ENGL 302F -- Spring Quarter 2012

CRITICAL PRACTICE (Critical Practice) Liu TTh 1:30-3:20 13467

This course is designed to tackle the two main complaints about theory: one, that it is alienatingly abstract; and two, that theory doesn’t make sense once you try to explain it to people outside the English major. How to make theory an extension of self-making, and remove it from the role of merciless taskmaster? And is it possible to communicate theoretical ideas in “plain English”?

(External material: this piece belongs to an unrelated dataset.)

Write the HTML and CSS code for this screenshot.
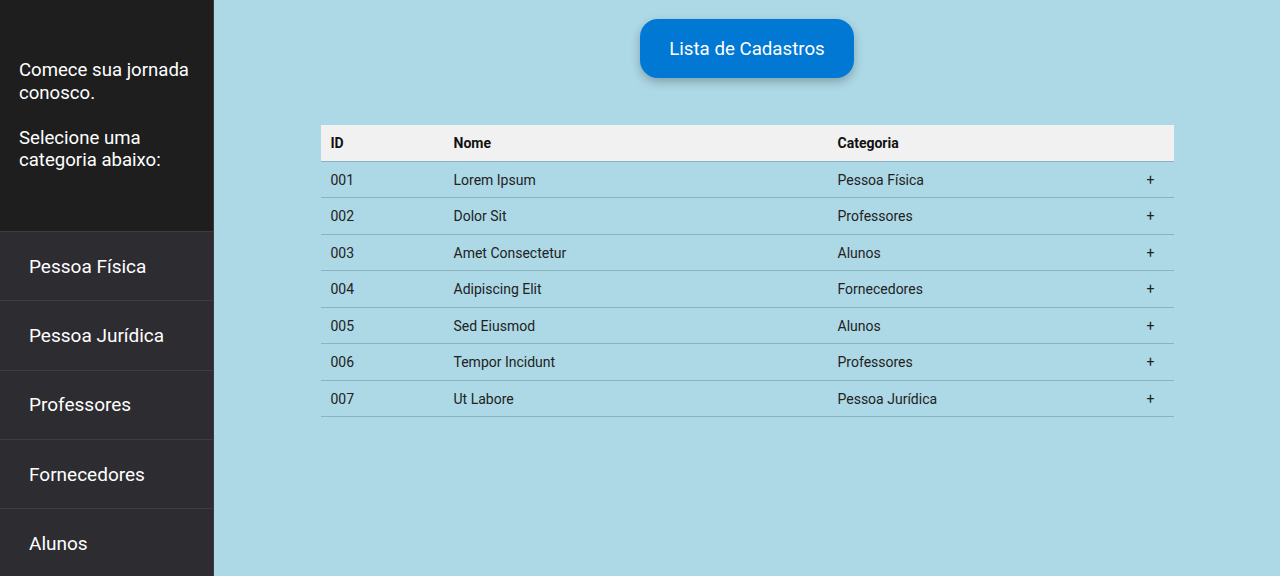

The general theme for the quarter circles around the issue of pain, which is so viscerally real and rooted in the body that it seems to be the anti-thesis of cerebral and intangible theory. Stephen Greenblatt, Elaine Scarry, and Eric Hayot all examine how bodily feeling translates into the impulse to narrate, and then finally how these narrations pull out into cultural systems of feeling that are the basis of power distribution. The small number of texts for this quarter means that we will have the luxury of time to think about form and motivation, as well as content. Each of the authors selected are not only pondering similar philosophical questions, but (at least to my mind) do better than most in using different approaches to communicate ideas with clarity. We will be doing a lot of exploratory writing this quarter so that you each have the chance to see how you, and others, work theoretical language into a grammar and syntax that makes sense to your own thinking about how identity fits into critical practice.